Researchers wanted to look at the hieroglyphics under the coffin, and as they were inspecting the coffin, they discovered human remains. They put the coffin in a 3D scanner and also sent it for a CT scan to find out more about the mummy. "Previously, the technology hasn't been there so curators have put it to one side to be dealt with later," said Jamie Fraser, the museum's senior curator, in an interview with Mashable. "If we had done this project 10 years ago, we wouldn't have been able to do it. Now is the moment that we can actually address this."

If you're creeped out at the idea of a mummy-filled coffin, I totally understand. This made me think of watching The Mummy as a kid and having subsequent nightmares, but mummification is actually an important process, and this finding could be historic for archeologists. Although mummies are preserved well, they're usually left wherever they've been buried out of respect for the dead, according to ABC Australia. The coffin was purchased by one of the museum's founders, and the museum thought it was filled with debris. ABC Australia says the hieroglyphics on the coffin show it was made for a priestess named Mer-Neith-it-es, although they don't know if her remains are what they found in the coffin. And even though the body is super old, researchers still have to treat everything they find with respect. "Everything we do has to be respectful to that individual inside. To go through all these mixed jumble of remains is a hugely intricate, delicate job," Fraser told Mashable.

So far, researchers have identified toe and ankle bones, but ABC Australia says it could be years before they actually find out who the remains belonged to. Egyptologist Connie Lord told ABC Australia that the mummified remains could reveal a lot. "There could even be toenails which would be thrilling — that's what I want," she told the publication. "The toenails are fantastic for radiocarbon dating." (You learn something new every day, I guess.) Lord called the findings "incredibly rare" and said researchers can learn a lot from it. "Little by little, this excavation is really telling us more about the person in the coffin and hopefully give it some dignity that it lost when in ancient times it was looted so badly," Lord told ABC.

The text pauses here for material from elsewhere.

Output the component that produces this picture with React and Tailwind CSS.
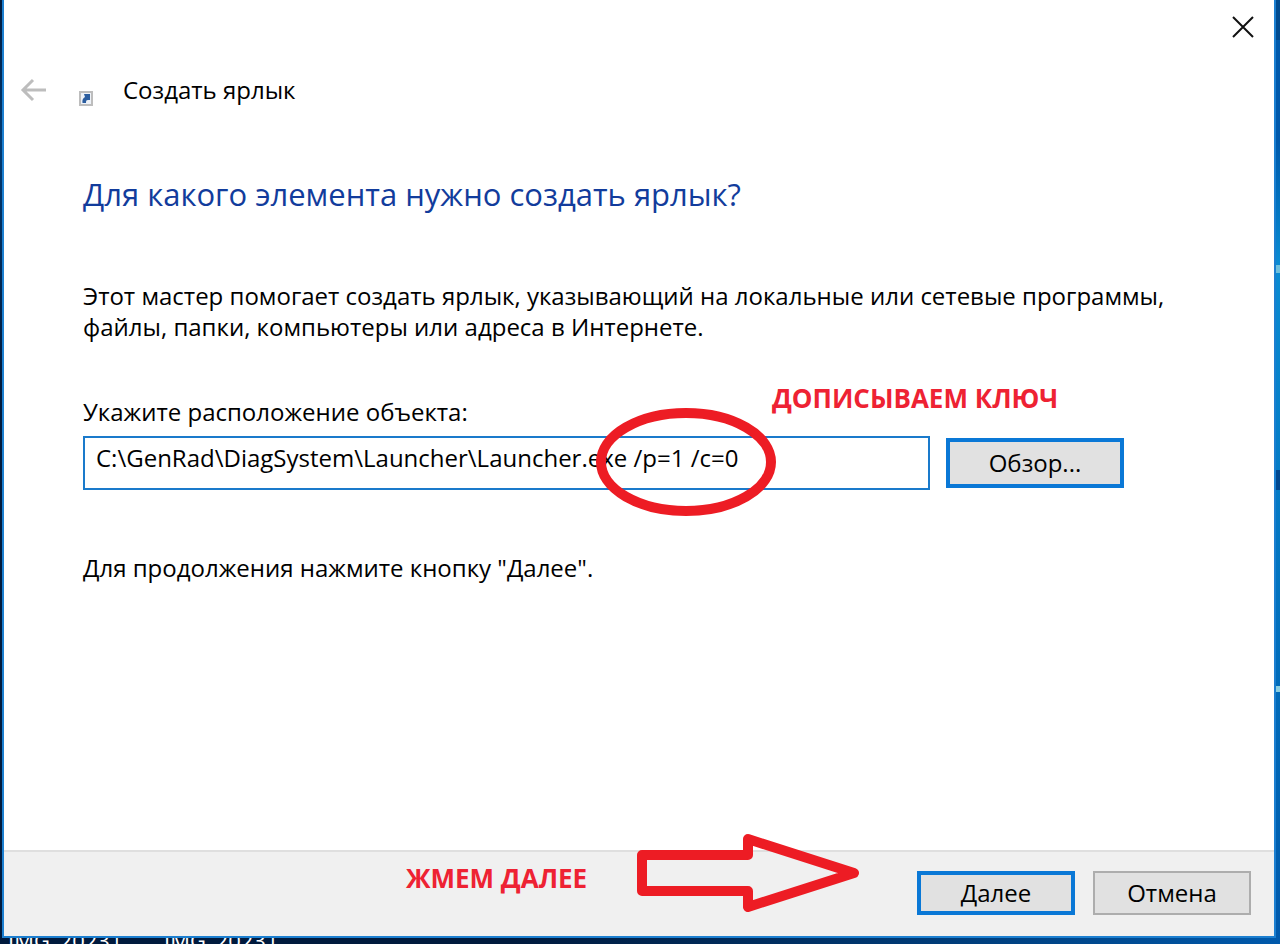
import React, { useState } from 'react';
import clsx from 'clsx';

const fileNames = ['IMG_20231', 'IMG_20231'];

const ShortcutIcon = () => (
    <svg width="14" height="15" viewBox="0 0 14 15" aria-hidden="true">
        <rect x="1" y="1" width="12" height="13" fill="#eef2f8" stroke="#bdbdbd" strokeWidth="2" />
        <path d="M5 3H11V9H9C7 9 7 10 7 12H3.500C3 9 4 7 6 6Z" fill="#2b5d9f" />
    </svg>
);

const BackArrow = () => (
    <svg width="27" height="24" viewBox="0 0 27 24" fill="none" stroke="#bdbdbd" strokeWidth="3" aria-hidden="true">
        <path d="M26 12H3M13 2L3 12L13 22" />
    </svg>
);

const CloseIcon = () => (
    <svg width="22" height="22" viewBox="0 0 22 22" fill="none" stroke="#111" strokeWidth="2" aria-hidden="true">
        <path d="M1 1L21 21M21 1L1 21" />
    </svg>
);

const DialogButton = ({ primary, className, children }) => (
    <button
        type="button"
        className={clsx(
            'shrink-0 bg-[#e1e1e1] text-center text-2xl text-black',
            primary ? 'border-4 border-[#0a78d6]' : 'border-2 border-[#adadad]',
            className
        )}
    >
        {children}
    </button>
);

// Red marker notes that lie over the dialog
const Note = ({ className, children }) => (
    <span className={clsx('absolute whitespace-nowrap text-[26px] leading-8 font-bold text-[#ee2233]', className)}>
        {children}
    </span>
);

const App = () => {
    const [location, setLocation] = useState('C:\\GenRad\\DiagSystem\\Launcher\\Launcher.exe /p=1 /c=0');

    return (
        <div className="flex min-h-screen flex-col bg-linear-to-r from-[#001a3d] from-40% to-[#0059ab] font-['Open_Sans','Noto_Sans',sans-serif] text-2xl text-black">
            <div className="flex flex-1">
                <div className="w-[2px] bg-linear-to-b from-[#001a3d] via-[#003a73] via-15% to-[#001a3d] to-40%" />
                <div className="flex flex-1 flex-col border-2 border-t-0 border-[#1c7fd0] bg-white">
                    <div className="flex justify-end pt-4 pr-5">
                        <button type="button" aria-label="Закрыть">
                            <CloseIcon />
                        </button>
                    </div>

                    <header className="flex items-center pt-9 pl-4">
                        <button type="button" aria-label="Назад" className="mr-8">
                            <BackArrow />
                        </button>
                        <span className="mr-[30px] pt-4">
                            <ShortcutIcon />
                        </span>
                        <span className="leading-8">Создать ярлык</span>
                    </header>

                    <main className="flex-1 px-[79px] pt-16">
                        <h1 className="text-[31px] leading-12 text-[#123c9c]">Для какого элемента нужно создать ярлык?</h1>
                        <p className="pt-[62px] leading-[31px]">
                            Этот мастер помогает создать ярлык, указывающий на локальные или сетевые программы,
                            <br />
                            файлы, папки, компьютеры или адреса в Интернете.
                        </p>

                        <div className="relative pt-[54px]">
                            <label htmlFor="location" className="block leading-8">Укажите расположение объекта:</label>
                            <div className="flex items-center gap-4 pt-2">
                                <input
                                    id="location"
                                    type="text"
                                    value={location}
                                    onChange={(e) => setLocation(e.target.value)}
                                    className="h-[54px] w-[847px] border-2 border-[#1a7acb] bg-white px-[11px] pb-3 outline-none"
                                />
                                <DialogButton primary className="h-[50px] w-[178px]">Обзор...</DialogButton>
                            </div>
                            <Note className="top-10 left-[689px]">ДОПИСЫВАЕМ КЛЮЧ</Note>
                            <svg width="182" height="110" viewBox="0 0 182 110" className="pointer-events-none absolute top-[65px] left-[512px]" aria-hidden="true">
                                <ellipse cx="91" cy="55" rx="85" ry="49" fill="none" stroke="#ed1c24" strokeWidth="10" />
                            </svg>
                        </div>

                        <p className="pt-[62px] leading-[31px]">Для продолжения нажмите кнопку "Далее".</p>
                    </main>

                    <footer className="relative flex justify-end gap-[18px] border-t-2 border-[#dfdfdf] bg-[#f0f0f0] pt-[19px] pr-[23px] pb-[21px]">
                        <Note className="top-[10px] left-[402px]">ЖМЕМ ДАЛЕЕ</Note>
                        <svg width="224" height="82" viewBox="0 0 224 82" className="pointer-events-none absolute top-[-20px] left-[632px]" fill="none" stroke="#ed1c24" strokeWidth="10" strokeLinejoin="round" aria-hidden="true">
                            <path d="M6 23H112V7L218 41L112 75V59H6Z" />
                        </svg>
                        <DialogButton primary className="h-[44px] w-[158px]">Далее</DialogButton>
                        <DialogButton className="h-[44px] w-[158px]">Отмена</DialogButton>
                    </footer>
                </div>
                {/* Desktop wallpaper showing past the dialog */}
                <div className="flex w-1 flex-col bg-linear-to-b from-[#0059ab] from-15% via-[#0a8bd2] via-28% to-[#0059ab]">
                    <div className="h-10 bg-[#004a8f]" />
                    <div className="mt-[225px] h-2 bg-[#6fc0dc]" />
                    <div className="mt-[197px] h-5 bg-[#00478f]" />
                    <div className="mt-[196px] h-[6px] bg-[#8ccfe0]" />
                </div>
            </div>

            {/* Desktop file captions, cut off by the screen edge */}
            <div className="flex h-[6px] gap-10 overflow-hidden pl-2 text-[22px] leading-1 text-white">
                {fileNames.map((name, index) => (
                    <span key={index} className="w-[116px]">{name}</span>
                ))}
            </div>
        </div>
    );
};

export default App;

Mashable says the researchers to open an exhibit at Chau Chak Wing Museum in Sydney to display the mummy as they continue to investigate their findings. "It'll be a great opportunity to integrate all this scientific research we've done, like the CT animations and 3D models, and show them alongside the mummies," Fraser told Mashable. I'm several thousand miles away from Australia, but if you're near Sydney, you now have the ultimate reason to go on a museum trip. And if you're a lover of archeology, it may be worth planning a vacation to see this amazing discovery.